Far more people are trying and failing i guess than in previous years so maybe the ratio has gone down in any one given gym, but the sheer number of people big lean and strong now vs previous generations is astronomically larger.


Cant I just take a pill?


Changing programs all the time is nothing new... it's partly because 'new programs' was a good way to sell bodybuilding magazines every month.

Very closely related to this: the most popular machine at my gym is the cable station. The least popular is the power rack.

I don't hate on those people, though. At least they showed up at the gym, and are doing something.


I think there are too many people who want to be a "bodybuilder" but dont understand what really goes into achieving this look.
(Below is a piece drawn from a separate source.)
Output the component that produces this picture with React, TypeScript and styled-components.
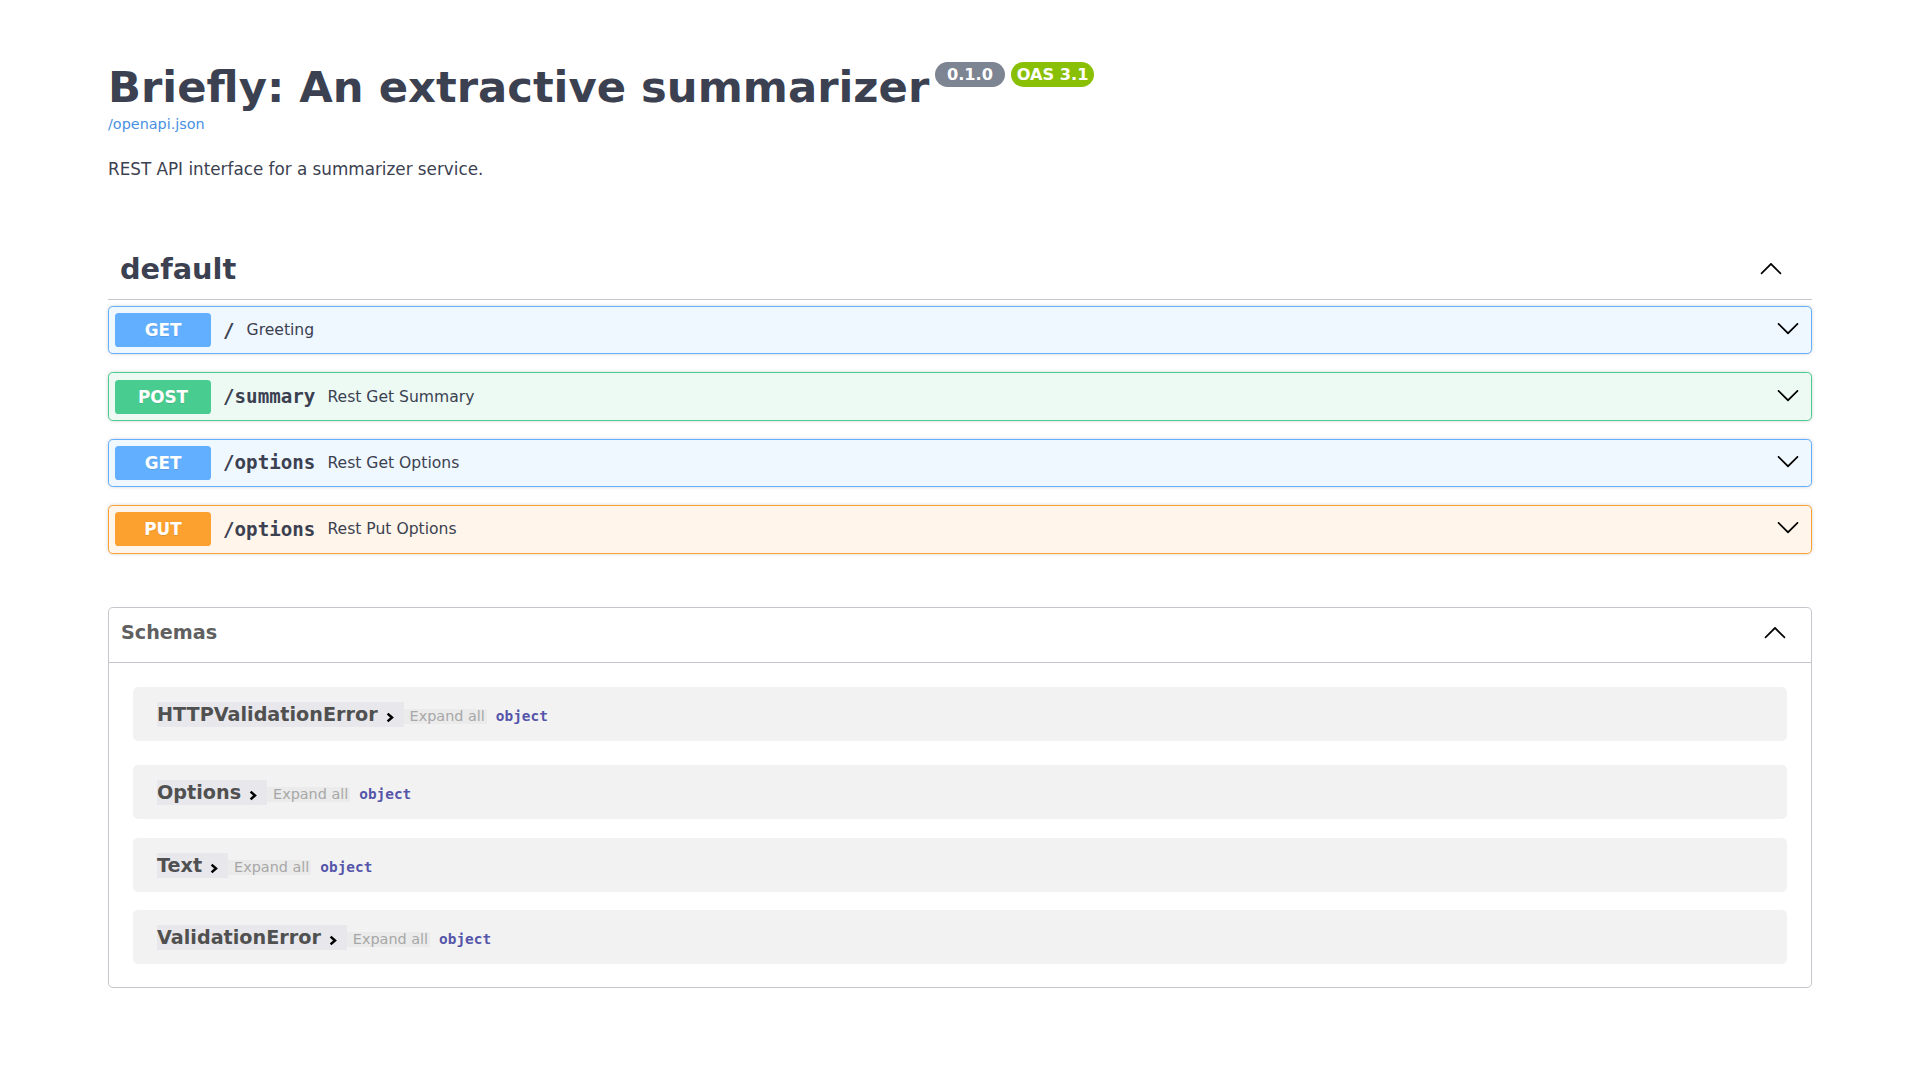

If i had to guess, id say theres a lot of people that see that "big guy" in their gym and think "well hes here everyday working out and he got like that, if i do the same so will i" but they dont realize how much research and experimentation, along with proper nutrition and lifestyle choices that guy also took into account to achieve a bodybuilder physique.

And unfortunately, if most people did know this going into bodybuilding, theyd probably be turned off when they found out it actually required more than being in the gym an hour a day 4 days a week. "Hard work" and "dedication" seem to alien to many people's vocabulary nowadays.


I agree.

On the flip side, i've seen people bust their ass doing supersets or other "complicated" routines, expending a whole lot of energy, without really accomplishing anything.

Once I got to eating correctly, focusing on the basics and working hard on them... things fell into place pretty damn quickly.

Worry about that crap AFTER you've built a soild foundation and know what works for YOU.


I have had a few ankle injuries (two during one wrestling season), and it really does suck. One injury completely slowed down my junior football season and I got slower and more out of shape. Still, I think the whole attitude of coming back and beating life when it tried to stop you is worth working through those injuries. THat is how I see it.


It's simple. However, it is difficult.